Once used, the bag can be knotted and buried, and a layer of urea crystals breaks down the waste into fertilizer, killing off disease-producing pathogens found in feces.
The bag, called the Peepoo, is the brainchild of Anders Wilhelmson, an architect and professor in Stockholm.
“Not only is it sanitary,” said Mr. Wilhelmson, who has patented the bag, “they can reuse this to grow crops.”
In his research, he found that urban slums in Kenya, despite being densely populated, had open spaces where waste could be buried.
He also found that slum dwellers there collected their excrement in a plastic bag and disposed of it by flinging it, calling it a “flyaway toilet” or a “helicopter toilet.”
This inspired Mr. Wilhelmson to design the Peepoo, an environmentally friendly alternative that he is confident will turn a profit.
“People will say, ‘It’s valuable to me, but well priced,’ ” he said.
He plans to sell it for about 2 or 3 cents — comparable to the cost of an ordinary plastic bag.
In the developing world, an estimated 2.6 billion people, or about 40 percent of the earth’s population, do not have access to a toilet, according to United Nations figures.
It is a public health crisis: open defecation can contaminate drinking water, and an estimated 1.5 million children worldwide die yearly from diarrhea, largely because of poor sanitation and hygiene.
To mitigate this, the United Nations has a goal to reduce by half the number of people without access to toilets by 2015.
The market for low-cost toilets in the developing world is about a trillion dollars, according to Jack Sim, founder of the World Toilet Organization, a sanitation advocacy group.
As far as toilets go, “the people in the middle class have reached saturation in consumption,” said Mr. Sim, who calls himself a fan of the Peepoo. “This has created a new need, urgently, of looking for a new customer.”
Since 2001, his organization has held an annual World Toilet Summit, and Mr. Sims said he was excited that in recent years there had been an emergence of entrepreneurs devising low-cost solutions.
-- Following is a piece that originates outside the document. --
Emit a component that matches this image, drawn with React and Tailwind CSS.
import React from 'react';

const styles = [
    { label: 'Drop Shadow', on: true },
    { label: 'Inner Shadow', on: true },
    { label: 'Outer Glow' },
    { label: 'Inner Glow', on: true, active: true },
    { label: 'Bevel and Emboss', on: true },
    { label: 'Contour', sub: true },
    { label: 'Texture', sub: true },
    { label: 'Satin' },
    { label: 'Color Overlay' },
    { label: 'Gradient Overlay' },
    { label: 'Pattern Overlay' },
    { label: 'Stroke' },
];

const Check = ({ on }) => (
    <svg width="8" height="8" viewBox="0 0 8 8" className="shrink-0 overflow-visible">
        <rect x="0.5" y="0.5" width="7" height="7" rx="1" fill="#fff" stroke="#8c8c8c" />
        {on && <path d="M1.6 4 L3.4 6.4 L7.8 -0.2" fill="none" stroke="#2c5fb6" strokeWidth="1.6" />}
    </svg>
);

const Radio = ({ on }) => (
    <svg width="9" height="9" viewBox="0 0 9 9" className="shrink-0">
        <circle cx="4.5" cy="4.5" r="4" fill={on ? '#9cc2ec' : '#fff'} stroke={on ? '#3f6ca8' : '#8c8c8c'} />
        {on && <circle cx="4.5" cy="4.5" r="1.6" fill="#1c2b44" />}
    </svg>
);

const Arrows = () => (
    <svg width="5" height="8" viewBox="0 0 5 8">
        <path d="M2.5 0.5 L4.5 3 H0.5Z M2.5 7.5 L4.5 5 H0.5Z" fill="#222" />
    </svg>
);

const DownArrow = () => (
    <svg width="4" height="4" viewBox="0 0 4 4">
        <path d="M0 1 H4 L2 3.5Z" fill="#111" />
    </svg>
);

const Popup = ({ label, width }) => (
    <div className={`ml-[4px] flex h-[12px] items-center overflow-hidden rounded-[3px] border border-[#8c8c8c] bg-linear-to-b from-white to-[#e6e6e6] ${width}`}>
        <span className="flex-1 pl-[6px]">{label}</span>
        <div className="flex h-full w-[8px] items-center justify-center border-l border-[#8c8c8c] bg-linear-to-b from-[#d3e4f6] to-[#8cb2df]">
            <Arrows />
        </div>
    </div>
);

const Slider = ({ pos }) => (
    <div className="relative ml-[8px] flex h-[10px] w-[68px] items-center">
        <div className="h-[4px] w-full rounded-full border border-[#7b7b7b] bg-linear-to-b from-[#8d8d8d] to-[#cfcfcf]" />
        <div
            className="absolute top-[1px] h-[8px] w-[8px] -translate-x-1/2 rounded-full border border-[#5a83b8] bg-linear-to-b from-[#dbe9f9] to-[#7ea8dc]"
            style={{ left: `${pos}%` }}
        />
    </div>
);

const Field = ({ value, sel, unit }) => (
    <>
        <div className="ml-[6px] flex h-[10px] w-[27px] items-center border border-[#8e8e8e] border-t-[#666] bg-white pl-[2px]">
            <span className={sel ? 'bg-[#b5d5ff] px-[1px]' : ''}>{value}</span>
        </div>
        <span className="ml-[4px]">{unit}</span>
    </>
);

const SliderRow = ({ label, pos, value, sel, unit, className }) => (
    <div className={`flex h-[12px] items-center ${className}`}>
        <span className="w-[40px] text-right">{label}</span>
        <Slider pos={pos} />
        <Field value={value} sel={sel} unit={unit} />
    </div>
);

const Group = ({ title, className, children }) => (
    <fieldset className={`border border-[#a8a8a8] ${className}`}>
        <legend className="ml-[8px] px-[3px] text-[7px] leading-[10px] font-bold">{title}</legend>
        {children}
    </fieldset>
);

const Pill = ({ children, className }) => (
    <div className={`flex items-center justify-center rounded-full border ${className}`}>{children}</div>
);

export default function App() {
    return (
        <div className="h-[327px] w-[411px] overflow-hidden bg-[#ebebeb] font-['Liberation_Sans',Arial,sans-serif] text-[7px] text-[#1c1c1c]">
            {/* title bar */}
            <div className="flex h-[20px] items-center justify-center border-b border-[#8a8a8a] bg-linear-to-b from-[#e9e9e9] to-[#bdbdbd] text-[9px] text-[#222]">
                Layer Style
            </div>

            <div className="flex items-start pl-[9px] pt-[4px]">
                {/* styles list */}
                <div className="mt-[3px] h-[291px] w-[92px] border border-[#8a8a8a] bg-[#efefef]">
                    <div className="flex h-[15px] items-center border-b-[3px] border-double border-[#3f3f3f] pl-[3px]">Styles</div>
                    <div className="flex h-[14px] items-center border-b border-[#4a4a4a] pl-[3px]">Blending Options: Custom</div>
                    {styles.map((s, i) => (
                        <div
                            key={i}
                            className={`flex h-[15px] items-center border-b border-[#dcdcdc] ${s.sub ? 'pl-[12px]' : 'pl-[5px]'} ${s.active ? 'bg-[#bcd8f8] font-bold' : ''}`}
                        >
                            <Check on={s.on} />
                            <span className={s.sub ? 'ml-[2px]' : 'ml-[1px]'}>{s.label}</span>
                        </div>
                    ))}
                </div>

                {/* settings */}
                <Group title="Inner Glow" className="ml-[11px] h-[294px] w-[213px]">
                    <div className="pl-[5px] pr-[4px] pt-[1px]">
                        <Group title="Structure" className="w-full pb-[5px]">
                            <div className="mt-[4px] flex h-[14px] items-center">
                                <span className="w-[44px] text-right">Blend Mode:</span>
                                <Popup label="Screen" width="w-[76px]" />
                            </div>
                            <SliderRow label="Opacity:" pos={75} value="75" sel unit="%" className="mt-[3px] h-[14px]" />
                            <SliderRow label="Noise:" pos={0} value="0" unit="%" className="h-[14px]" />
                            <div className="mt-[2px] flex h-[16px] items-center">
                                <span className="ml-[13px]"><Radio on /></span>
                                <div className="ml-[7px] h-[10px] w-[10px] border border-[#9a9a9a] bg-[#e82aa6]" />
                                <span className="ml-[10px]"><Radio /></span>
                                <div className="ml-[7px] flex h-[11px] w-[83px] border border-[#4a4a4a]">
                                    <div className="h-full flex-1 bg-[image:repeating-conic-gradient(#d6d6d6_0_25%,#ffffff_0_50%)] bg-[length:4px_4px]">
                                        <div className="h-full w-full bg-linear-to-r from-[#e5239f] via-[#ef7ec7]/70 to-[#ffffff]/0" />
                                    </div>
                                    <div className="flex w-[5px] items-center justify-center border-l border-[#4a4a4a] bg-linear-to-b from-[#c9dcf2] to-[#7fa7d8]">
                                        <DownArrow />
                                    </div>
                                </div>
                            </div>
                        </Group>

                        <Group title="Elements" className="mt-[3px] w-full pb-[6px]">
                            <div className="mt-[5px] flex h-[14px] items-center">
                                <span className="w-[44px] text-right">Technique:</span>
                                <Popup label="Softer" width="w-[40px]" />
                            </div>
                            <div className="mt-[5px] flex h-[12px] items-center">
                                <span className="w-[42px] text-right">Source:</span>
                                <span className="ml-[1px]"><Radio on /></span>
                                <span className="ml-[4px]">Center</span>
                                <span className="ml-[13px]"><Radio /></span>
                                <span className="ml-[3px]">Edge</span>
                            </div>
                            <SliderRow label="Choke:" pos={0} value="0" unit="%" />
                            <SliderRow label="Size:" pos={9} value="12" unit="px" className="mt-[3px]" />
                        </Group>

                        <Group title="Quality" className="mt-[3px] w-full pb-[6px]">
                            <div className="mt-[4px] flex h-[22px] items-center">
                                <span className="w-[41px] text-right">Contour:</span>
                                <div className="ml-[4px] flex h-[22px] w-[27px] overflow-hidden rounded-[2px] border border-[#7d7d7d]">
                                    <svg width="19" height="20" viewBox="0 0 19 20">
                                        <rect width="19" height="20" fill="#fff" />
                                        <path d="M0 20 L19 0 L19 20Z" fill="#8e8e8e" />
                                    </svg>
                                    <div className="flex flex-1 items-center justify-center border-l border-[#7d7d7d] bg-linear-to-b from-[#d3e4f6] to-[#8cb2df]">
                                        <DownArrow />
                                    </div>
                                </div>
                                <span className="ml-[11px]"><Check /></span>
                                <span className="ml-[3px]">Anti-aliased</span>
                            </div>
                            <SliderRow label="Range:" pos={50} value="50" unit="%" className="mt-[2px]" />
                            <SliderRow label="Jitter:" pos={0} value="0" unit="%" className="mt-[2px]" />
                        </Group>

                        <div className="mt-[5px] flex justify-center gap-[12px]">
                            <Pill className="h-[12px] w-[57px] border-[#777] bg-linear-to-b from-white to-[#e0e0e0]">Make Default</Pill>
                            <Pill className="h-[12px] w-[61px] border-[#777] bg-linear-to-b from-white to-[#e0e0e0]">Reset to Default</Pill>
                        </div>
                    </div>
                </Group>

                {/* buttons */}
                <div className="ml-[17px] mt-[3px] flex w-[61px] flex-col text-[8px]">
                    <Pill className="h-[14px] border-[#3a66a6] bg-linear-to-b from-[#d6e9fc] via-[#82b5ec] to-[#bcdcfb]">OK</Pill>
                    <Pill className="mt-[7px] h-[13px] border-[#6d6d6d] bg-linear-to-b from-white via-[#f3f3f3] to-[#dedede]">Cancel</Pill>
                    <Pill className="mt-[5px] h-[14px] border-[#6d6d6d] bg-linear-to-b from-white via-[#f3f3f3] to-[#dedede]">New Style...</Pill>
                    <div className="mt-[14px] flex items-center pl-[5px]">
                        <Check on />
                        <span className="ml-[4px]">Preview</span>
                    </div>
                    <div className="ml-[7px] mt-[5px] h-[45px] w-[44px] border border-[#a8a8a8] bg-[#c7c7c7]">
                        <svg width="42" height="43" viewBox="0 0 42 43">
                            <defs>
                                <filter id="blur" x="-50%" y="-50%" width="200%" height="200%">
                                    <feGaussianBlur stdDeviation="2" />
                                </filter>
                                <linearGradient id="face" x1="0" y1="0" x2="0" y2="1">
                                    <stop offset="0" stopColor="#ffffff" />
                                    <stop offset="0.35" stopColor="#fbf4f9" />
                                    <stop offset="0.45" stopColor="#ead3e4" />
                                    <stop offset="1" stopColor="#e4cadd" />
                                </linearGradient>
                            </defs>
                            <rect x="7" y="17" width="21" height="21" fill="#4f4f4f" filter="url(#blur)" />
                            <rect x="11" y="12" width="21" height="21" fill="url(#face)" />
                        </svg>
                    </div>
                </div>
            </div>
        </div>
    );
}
At the 2009 meeting, Rigel Technology of Singapore unveiled a $30 toilet that separates solid and liquid waste, turning solid waste into compost. Sulabh International, an Indian nonprofit and the host of the World Toilet Summit in 2007, is promoting several low-cost toilets, including one that produces biogas from excrement. The gas can then be used in cooking.
But Therese Dooley, senior adviser on sanitation and hygiene for Unicef, said that inculcating sanitation habits was no easy task.
“It will take a large amount of behavior change,” Ms. Dooley said.
She added that while “the private sector can play a major role, it will never get to the bottom of the pyramid.”
A sizable population, poor and uneducated, will still be left without toilets, Ms. Dooley said, and nonprofits and governments will have to play a large role in distribution and education.
Meanwhile, Mr. Wilhelmson is pushing ahead with the Peepoo.
After successfully testing it for a year in Kenya and India, he said he planned to mass produce the bag this summer.